Are you one of those families where the parent always swoops in to rescue the child? Sure, we always want to protect our children from danger or bad mistakes, but don't we also want them to become confident and accountable n their own decisions and actions?

It certainly is a balancing act...

Remember, I grew up as a shy kid and I learned firsthand that mom, dad, teachers, the police are not always going to be there to protect you. How can they? We and our children need to have the skills and confidence to defend ourselves, whether it's an ordinary verbal debate with someone or an all-out physical attack.
How do we raise our children is a huge factor on how they will react to adversity in their lives. So...
Let's raise them to:
  • Be confident and believe in themselves.
  • Be trustworthy.
  • Know they are cared for and listened to.
  • Know they are important.
  • Be optimistic.
  • Be generous.
  • Be determined.
  • Want to "do good for others."

What are the kinds of bullying?

  • Physical
  • Verbal
  • Social

Some warning signs...
  • An abrupt lack of interest in school or refusal to go.
  • A sudden drop in grades.
  • Unusually hungry after school.
  • Goes to the bathroom immediately after school. (afraid to go at school.)
  • Derogatory and demeaning language about peers.
  • Torn clothing and physical injuries.
  • Stomach aches, anxiety attacks, etc.

Why you child usually won't tell you.

  • Ashamed.
  • Afraid of retaliation.
  • "Nobody can help."
  • "Nobody will help."
  • "It's part of growing up?" (adults do it too.)
  • Ratting on a classmate is bad and not cool.

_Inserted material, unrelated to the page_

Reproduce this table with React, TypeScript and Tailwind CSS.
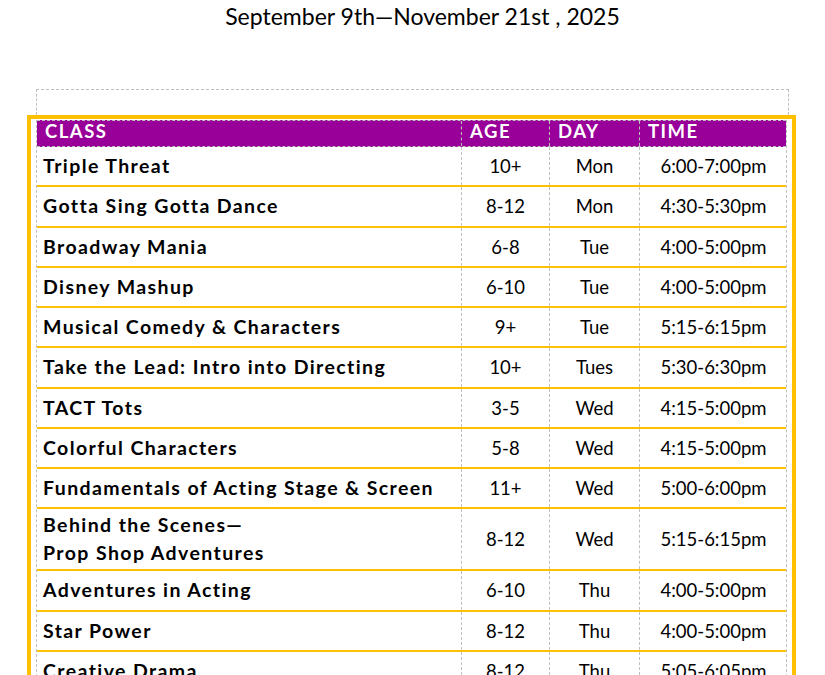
type Row = {
  name: string[];
  age: string;
  day: string;
  time: string;
};

const rows: Row[] = [
  { name: ["Triple Threat"], age: "10+", day: "Mon", time: "6:00-7:00pm" },
  { name: ["Gotta Sing Gotta Dance"], age: "8-12", day: "Mon", time: "4:30-5:30pm" },
  { name: ["Broadway Mania"], age: "6-8", day: "Tue", time: "4:00-5:00pm" },
  { name: ["Disney Mashup"], age: "6-10", day: "Tue", time: "4:00-5:00pm" },
  { name: ["Musical Comedy & Characters"], age: "9+", day: "Tue", time: "5:15-6:15pm" },
  { name: ["Take the Lead: Intro into Directing"], age: "10+", day: "Tues", time: "5:30-6:30pm" },
  { name: ["TACT Tots"], age: "3-5", day: "Wed", time: "4:15-5:00pm" },
  { name: ["Colorful Characters"], age: "5-8", day: "Wed", time: "4:15-5:00pm" },
  { name: ["Fundamentals of Acting Stage & Screen"], age: "11+", day: "Wed", time: "5:00-6:00pm" },
  { name: ["Behind the Scenes—", "Prop Shop Adventures"], age: "8-12", day: "Wed", time: "5:15-6:15pm" },
  { name: ["Adventures in Acting"], age: "6-10", day: "Thu", time: "4:00-5:00pm" },
  { name: ["Star Power"], age: "8-12", day: "Thu", time: "4:00-5:00pm" },
  { name: ["Creative Drama"], age: "8-12", day: "Thu", time: "5:05-6:05pm" },
  { name: ["Improv Lab"], age: "10+", day: "Fri", time: "4:00-5:00pm" },
];

const cols = "grid grid-cols-[425px_88px_90px_147px]";
const dash = "border-dashed border-[#bfbfbf]";

export default function App() {
  return (
    <div className="w-[825px] h-[675px] overflow-hidden bg-white">
      <div className="pl-5 pt-0 text-center text-[23px] leading-[32px] text-black font-['Lato',sans-serif]">
        September 9th—November 21st , 2025
      </div>

      <div className={`mt-[57px] ml-[36px] w-[753px] h-[26px] border-x border-t ${dash}`} />

      <div className="ml-[27px] w-[769px] border-4 border-[#ffc000] px-[5px] pt-[1px]">
        <div className={`border-x ${dash} font-['Lato',sans-serif] text-black`}>
          <div className={`${cols} bg-[#990099] text-white font-bold text-[18.5px] tracking-[1.5px] leading-[21px] border-y ${dash}`}>
            <div className={`pl-2 pb-[4px] border-r ${dash}`}>CLASS</div>
            <div className={`pl-2 pb-[4px] border-r ${dash}`}>AGE</div>
            <div className={`pl-2 pb-[4px] border-r ${dash}`}>DAY</div>
            <div className="pl-2 pb-[4px]">TIME</div>
          </div>

          {rows.map((row) => (
            <div key={row.name.join(" ")} className={`${cols} border-b-2 border-[#ffc000] text-[18.5px] leading-[28px]`}>
              <div className={`min-h-[38.25px] py-[2px] pl-[6px] flex flex-col justify-center font-bold text-[19.5px] tracking-[1.4px] border-r ${dash}`}>
                {row.name.map((line) => (
                  <div key={line}>{line}</div>
                ))}
              </div>
              <div className={`flex items-center justify-center border-r ${dash}`}>{row.age}</div>
              <div className={`flex items-center justify-center border-r ${dash}`}>{row.day}</div>
              <div className="flex items-center justify-center">{row.time}</div>
            </div>
          ))}
        </div>
      </div>
    </div>
  );
}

How can you approach your child?

First, stay calm.
Ask:
  • Who was involved?
  • What was said and done to you?
  • Who was around? What did they say or do?
  • When did it happen?
  • Where did it happen?
  • What did you do back?
  • Did you tell anyone? What did they do?
  • How long has this been going on?
  • Document everything.
Do Not:
  • Minimize the bully's behavior.
  • Rush in to solve the problem.
  • Tell your child to avoid the bully by running or hiding. (Bullies smell fear and it only prolongs the hurt)
  • Tell your child to "Fight Back!" (defend themselves and be assertive, yes)
  • Confront the bully or the bully's parents alone.
Telling your child to "Fight Back" promotes violence and actually can escalate the situation into involving weapons and multiple attackers. Make sure your child knows they are not in this alone. Telling your child to ignore the bully might work, but also might escalate the bully's behavior.

Role-Playing with your child.

"Learning to use those words"

Kids Should:
  • Not get defensive.
  • Not retaliate.
  • Not be afraid to share the situation with their parents.
  • Know they are not alone.
  • Try to stay calm and not get visibly upset.
  • Try not to be alone.
  • Be careful who they give their phone number and e-mail to.
  • Practice not looking like an "easy target."
  • Practicing looking, walking and talking like a confident person. (body language, eye contact and tone of voice.)
  • Not let the bully's words make them feel bad. (Practice positive self-talk)
  • Not argue with the bully.
  • Practice verbal diversions.
  • Hang out in groups.
  • Not expect to be mistreated.
  • Stay optimistic.
  • Accept fear as a challenge.
  • Consider training in a reality-based personal protection system. (Build confidence by building skills.)
  • Physical responses may become necessary, but as a last resort.

What can witnesses do?

Do not stand and watch the mistreatment (Bullies want an audience).
Tell the bully how everyone has something different about them..
Refuse to laugh, be a "peace-maker" instead.
Don't spread gossip.
Invite the victim to be a part of your group.
BE A LEADER and encourage friends to not accept bullying.

Cyber Rules

Never give personal contact info without a parent's permission.
Never give out passwords except to parents.
Remember that the world is reading everything you say and you can't take it back.
Follow the "Golden Rule" on line.
Immediately report any hurtful comments or threats to parents (authorities).
Do not participate in gossip.
Never upload or download pictures or videos with out a parent's permission.